_WHAT YOU HAVE TO DO_
Locate every line that holds the string "styles" and copy it.

--- start of GIVEN INFORMATION ---

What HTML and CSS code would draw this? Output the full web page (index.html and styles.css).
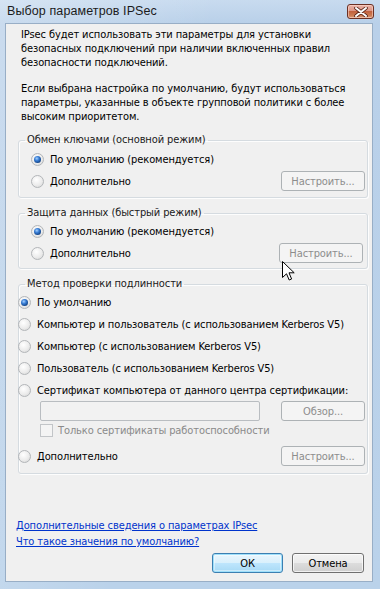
FILE: index.html
```html
<!DOCTYPE html>
<html lang="ru">
<head>
<meta charset="utf-8">
<title>Выбор параметров IPSec</title>
<link rel="stylesheet" href="styles.css">
</head>
<body>
<div class="window">
  <div class="titlebar">
    <span class="title">Выбор параметров IPSec</span>
    <span class="close">
      <svg width="14" height="10" viewBox="0 0 14 10">
        <path d="M2 1 L12 9 M12 1 L2 9" stroke="#5a2418" stroke-width="3.6" stroke-linecap="round"/>
        <path d="M2 1 L12 9 M12 1 L2 9" stroke="#ffffff" stroke-width="2" stroke-linecap="round"/>
      </svg>
    </span>
  </div>
  <div class="client">
    <p class="intro">IPsec будет использовать эти параметры для установки<br>безопасных подключений при наличии включенных правил<br>безопасности подключений.</p>
    <p class="intro second">Если выбрана настройка по умолчанию, будут использоваться<br>параметры, указанные в объекте групповой политики с более<br>высоким приоритетом.</p>

    <fieldset class="group g1">
      <legend>Обмен ключами (основной режим)</legend>
      <div class="row"><span class="radio checked"></span><span class="label">По умолчанию (рекомендуется)</span></div>
      <div class="row"><span class="radio"></span><span class="label">Дополнительно</span><button class="btn disabled">Настроить...</button></div>
    </fieldset>

    <fieldset class="group g2">
      <legend>Защита данных (быстрый режим)</legend>
      <div class="row"><span class="radio checked"></span><span class="label">По умолчанию (рекомендуется)</span></div>
      <div class="row"><span class="radio"></span><span class="label">Дополнительно</span><button class="btn disabled shifted">Настроить...</button></div>
      <svg class="cursor" width="13" height="20" viewBox="0 0 13 20">
        <path d="M0.5 0.5 L0.5 16.5 L4.5 12.8 L7.2 19 L9.6 18 L7 11.8 L12.2 11.8 Z" fill="#ffffff" stroke="#000000" stroke-width="1" stroke-linejoin="miter"/>
      </svg>
    </fieldset>

    <fieldset class="group g3">
      <legend>Метод проверки подлинности</legend>
      <div class="row"><span class="radio checked"></span><span class="label">По умолчанию</span></div>
      <div class="row"><span class="radio"></span><span class="label">Компьютер и пользователь (с использованием Kerberos V5)</span></div>
      <div class="row"><span class="radio"></span><span class="label">Компьютер (с использованием Kerberos V5)</span></div>
      <div class="row"><span class="radio"></span><span class="label">Пользователь (с использованием Kerberos V5)</span></div>
      <div class="row"><span class="radio"></span><span class="label">Сертификат компьютера от данного центра сертификации:</span></div>
      <div class="cert-row"><span class="textbox"></span><button class="btn disabled">Обзор...</button></div>
      <div class="check-row"><span class="checkbox"></span><span class="label muted">Только сертификаты работоспособности</span></div>
      <div class="row last"><span class="radio"></span><span class="label">Дополнительно</span><button class="btn disabled">Настроить...</button></div>
    </fieldset>

    <div class="footer">
      <a class="link" href="#">Дополнительные сведения о параметрах IPsec</a>
      <a class="link" href="#">Что такое значения по умолчанию?</a>
      <div class="actions">
        <button class="btn default">ОК</button>
        <button class="btn">Отмена</button>
      </div>
    </div>
  </div>
</div>
</body>
</html>
```

FILE: styles.css
```css
* { box-sizing: border-box; }

html, body {
  margin: 0;
  padding: 0;
}

body {
  width: 380px;
  height: 589px;
  overflow: hidden;
  font-family: "Liberation Sans Narrow", "DejaVu Sans Condensed", "Liberation Sans", Arial, sans-serif;
  font-size: 11px;
  letter-spacing: -0.1px;
  color: #000;
}

.window {
  width: 380px;
  height: 589px;
  display: flex;
  flex-direction: column;
  background:
    linear-gradient(100deg, rgba(255,255,255,0.25) 0%, rgba(255,255,255,0) 45%),
    linear-gradient(to bottom, #c8dbef 0px, #b9d0e9 23px, #bad2ea 100%);
}

.titlebar {
  height: 23px;
  flex: none;
  display: flex;
  align-items: flex-start;
  justify-content: space-between;
  padding: 4px 6px 0 7px;
}

.title {
  font-family: "Liberation Sans", Arial, sans-serif;
  font-size: 12.5px;
  line-height: 15px;
  color: #1b1b1b;
  letter-spacing: 0.1px;
}

.close {
  width: 27px;
  height: 15px;
  border: 1px solid #6b3024;
  border-radius: 3px;
  background: linear-gradient(to bottom, #eab3a8 0%, #dc9686 45%, #c2623f 50%, #cc7b52 80%, #d99a78 100%);
  box-shadow: inset 0 0 0 1px rgba(255,220,210,0.55);
  display: flex;
  align-items: center;
  justify-content: center;
}

.close svg { display: block; }

.client {
  flex: 1;
  margin: 0 7px 7px 5px;
  background: #f0f0f0;
  border: 1px solid #98aec6;
  display: flex;
  flex-direction: column;
  padding: 0 0 8px 0;
}

.intro {
  margin: 4px 0 0 15px;
  line-height: 14px;
}

.intro.second { margin-top: 12px; }

.group {
  position: relative;
  margin: 9px 4px 0 12px;
  padding: 1px 0 5px 0;
  border: 1px solid #d5dbe0;
  border-radius: 3px;
  box-shadow: inset 1px 1px 0 #fdfdfd, 1px 1px 0 #fdfdfd;
  min-width: 0;
}

.group legend {
  margin-left: 6px;
  padding: 0 2px;
  line-height: 14px;
  color: #1a1a1a;
}

.g2 { margin-top: 8px; padding: 0 0 4px 0; }
.g3 { margin-top: 8px; padding: 0 0 6px 0; }

.row {
  height: 22px;
  display: flex;
  align-items: center;
  padding-left: 12px;
  padding-right: 2px;
}

.g3 .row { padding-left: 0; margin-left: -1px; }

.label {
  margin-left: 6px;
  white-space: nowrap;
}

.muted { color: #8a8a8a; }

.radio {
  flex: none;
  width: 13px;
  height: 13px;
  border-radius: 50%;
  border: 1px solid #b3b6b9;
  background: radial-gradient(circle at 40% 35%, #ffffff 0%, #ececec 55%, #d3d3d3 100%);
  display: flex;
  align-items: center;
  justify-content: center;
}

.radio.checked::after {
  content: "";
  width: 7px;
  height: 7px;
  border-radius: 50%;
  background: radial-gradient(circle at 40% 35%, #a7d2ff 0%, #3a7fd6 35%, #16498f 70%, #0c2d63 100%);
}

.btn {
  font: inherit;
  letter-spacing: inherit;
  width: 84px;
  height: 20px;
  padding: 0;
  border: 1px solid #707070;
  border-radius: 3px;
  background: linear-gradient(to bottom, #f3f3f3 0%, #ebebeb 49%, #dddddd 50%, #cfcfcf 100%);
  color: #000;
  box-shadow: inset 0 0 0 1px rgba(255,255,255,0.7);
  flex: none;
}

.btn.disabled {
  border-color: #adb2b5;
  background: #f4f4f4;
  color: #8d8d8d;
  box-shadow: none;
  margin-left: auto;
}

.btn.shifted { margin-right: 2px; }

.cursor {
  position: absolute;
  left: 263px;
  top: 41px;
}

.cert-row {
  height: 20px;
  display: flex;
  align-items: center;
  padding-left: 21px;
  padding-right: 2px;
}

.textbox {
  width: 220px;
  height: 20px;
  border: 1px solid #b9bdc1;
  border-radius: 2px;
  background: #f2f2f2;
}

.check-row {
  height: 14px;
  margin-top: 2px;
  display: flex;
  align-items: center;
  padding-left: 21px;
}

.checkbox {
  width: 13px;
  height: 13px;
  border: 1px solid #c2c5c8;
  background: #f4f4f4;
}

.check-row .label { margin-left: 5px; }

.row.last { margin-top: 8px; }

.footer {
  margin-top: auto;
  display: flex;
  flex-direction: column;
  align-items: flex-start;
}

.link {
  margin-left: 10px;
  line-height: 16px;
  color: #0033cc;
  text-decoration: underline;
}

.actions {
  align-self: stretch;
  margin-top: 3px;
  display: flex;
  justify-content: flex-end;
  gap: 9px;
  padding-right: 8px;
}

.actions .btn { width: 72px; }

.btn.default {
  width: 71px;
  border-color: #3c7fb1;
  box-shadow: inset 0 0 0 1px #9fe0fb, inset 0 0 0 2px rgba(255,255,255,0.4);
  background: linear-gradient(to bottom, #eaf6fd 0%, #d9f0fc 49%, #bee6fd 50%, #a7d9f5 100%);
}
```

--- end of GIVEN INFORMATION ---

_FULL SOLUTION_
What HTML and CSS code would draw this? Output the full web page (index.html and styles.css).
<link rel="stylesheet" href="styles.css">
FILE: styles.css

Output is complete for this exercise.